Unable to recall any pattern of diabetes, heart disease or cancers, I replied:
I was being facetious. Well, partly, anyway. Because addiction does run through my clan like a slow burning wildfire that has smouldered on our family tree since as long as I can remember. Whether it be opiates, Valium or alcohol, there’s not been one of us that hasn’t worn it’s crown. After losing my uncle when I was ten I suddenly found I was the only one in my class who knew what an overdose was and that I wasn’t allowed to talk about it. Some have been higher functioning than others, but even my own beloved grandfather- a lifelong Muslim- saw no contradiction with strolling out of mosque everyday to grab a couple of John Smiths in a pub called (of all things) the Adam and Eve.
And now this week, we have suddenly and unexpectedly been forced to say goodbye to another much loved member of our fold. It was the bottle that got him, and in our world there isn’t much of a stigma about alcoholism because it’s seen as normal. I remember once meeting them all in the local pub and ordering a soft drink as I was working later on.
“Eeeeeee, is she definitely your daughter!” someone shrieked with laughter at my mam. Of course it was immediately decided I must be pregnant, as that was the only possible explanation they could come up with as to why I had refused, and I spent the next hour with barely coherent acquaintances staggering up to me, patting my stomach, offering ginger biscuits and saying “you’re still allowed a couple you know”. Not that I’m about to become the poster girl of the Temperance League anytime soon. I’ve had my own struggles with addiction and unhealthy coping mechanisms on and off, and I certainly don’t class myself as any more functional.
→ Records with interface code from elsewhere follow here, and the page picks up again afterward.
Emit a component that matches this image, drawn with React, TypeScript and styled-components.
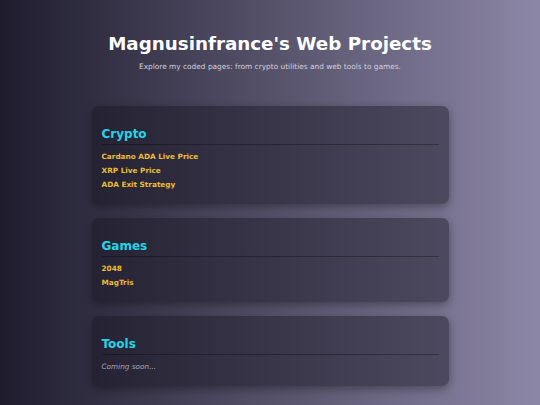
import styled, { createGlobalStyle } from 'styled-components';

type Section = {
  title: string;
  links: string[];
  empty?: string;
};

const sections: Section[] = [
  { title: 'Crypto', links: ['Cardano ADA Live Price', 'XRP Live Price', 'ADA Exit Strategy'] },
  { title: 'Games', links: ['2048', 'MagTris'] },
  { title: 'Tools', links: [], empty: 'Coming soon...' },
];

const App = () => {
  return (
    <>
      <GlobalStyle />
      <Page>
        <Header>
          <Title>Magnusinfrance's Web Projects</Title>
          <Subtitle>Explore my coded pages: from crypto utilities and web tools to games.</Subtitle>
        </Header>
        <Main>
          {sections.map((section) => (
            <Card key={section.title}>
              <CardTitle>{section.title}</CardTitle>
              {section.links.length > 0 ? (
                <LinkList>
                  {section.links.map((link) => (
                    <LinkItem key={link}>
                      <ProjectLink href="#">{link}</ProjectLink>
                    </LinkItem>
                  ))}
                </LinkList>
              ) : (
                <Empty>{section.empty}</Empty>
              )}
            </Card>
          ))}
        </Main>
      </Page>
    </>
  );
};

const GlobalStyle = createGlobalStyle`
  html, body {
    margin: 0;
    padding: 0;
  }
  body {
    font-family: "DejaVu Sans", Verdana, sans-serif;
    background: linear-gradient(to right, #1e1c2d, #8d87a7);
    min-height: 405px;
  }
`;

const Page = styled.div`
  min-height: 405px;
  padding: 30px 0 20px;
  box-sizing: border-box;
`;

const Header = styled.header`
  text-align: center;
  margin-bottom: 34px;
`;

const Title = styled.h1`
  margin: 0;
  font-size: 18.3px;
  line-height: 28px;
  font-weight: bold;
  color: #ffffff;
`;

const Subtitle = styled.p`
  margin: 4px 0 0;
  font-size: 7.4px;
  line-height: 10px;
  color: #d2d0dc;
`;

const Main = styled.main`
  width: 357px;
  margin: 0 auto;
  display: flex;
  flex-direction: column;
  gap: 14px;
`;

const Card = styled.section`
  background: rgba(22, 20, 34, 0.45);
  border-radius: 7px;
  padding: 20px 10px 12px;
  box-shadow: 0 3px 10px rgba(0, 0, 0, 0.35);
`;

const CardTitle = styled.h2`
  margin: 0 0 5px;
  padding-bottom: 2px;
  font-size: 12px;
  line-height: 16px;
  font-weight: bold;
  color: #22d6e8;
  border-bottom: 1px solid rgba(0, 0, 0, 0.3);
`;

const LinkList = styled.ul`
  list-style: none;
  margin: 0;
  padding: 0;
`;

const LinkItem = styled.li`
  font-size: 7.3px;
  line-height: 14px;
`;

const ProjectLink = styled.a`
  font-weight: bold;
  color: #ecbd34;
  text-decoration: none;
`;

const Empty = styled.p`
  margin: 0;
  font-size: 7.3px;
  line-height: 14px;
  font-style: italic;
  color: #a9a6b6;
`;

export default App;
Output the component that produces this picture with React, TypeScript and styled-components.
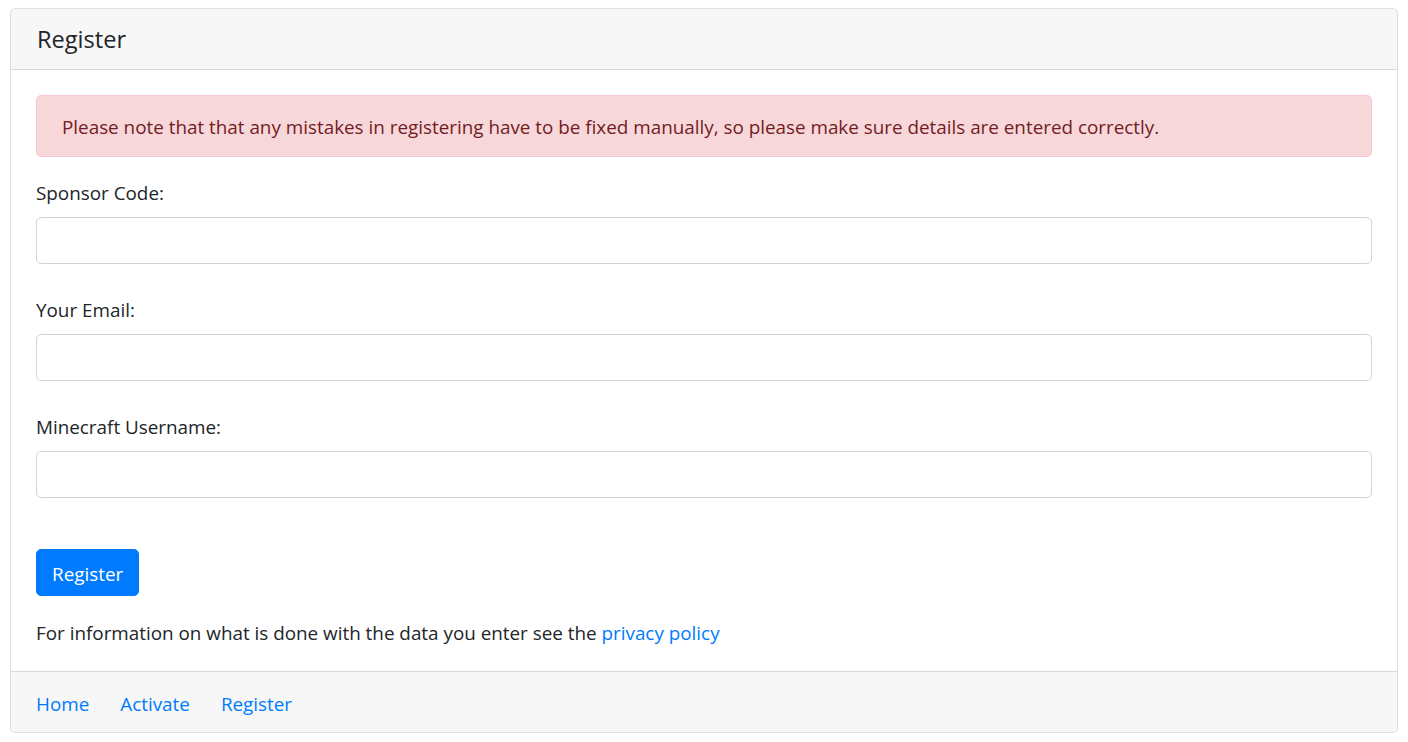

But there’s a tendency in addicted families and communities to rewrite events when something happens that scares us. With our latest family member, the form that has taken is a rumour that he died of Covid-19. Which he didn’t. But it makes some of those who knew him feel better rather than admit he died of living a lifestyle that is identical to theirs. If they believe that, they can carry on as they are now. But hiding the truth is insulting, even if I understand why they do it. It hides how ill he got. It hides the events that led him to that path and it hides how eventually he did try so hard and determinedly to save himself. It was just sadly too late. There has been a huge surge in alcohol and drug intake during the pandemic, which was entirely predictable as we all found ourselves in a state of collective trauma and uncertainty which left some of us reaching for any vessel with a ‘DRINK ME’ label on it to escape to another world.
But it veils our passion. It kettles our love and anger that drives us to change the things keep us miserable. Because it forces us to nurture that other craving more, pretending to us that it is nourishment.
I’m certainly not here to give an intervention to anyone, but if you have found yourself in this position more recently, either because of the pandemic or for other reasons that have left you overwhelmed, it’s okay. You aren’t by yourself and there are hands reaching out to pull you up if you look up to grasp one.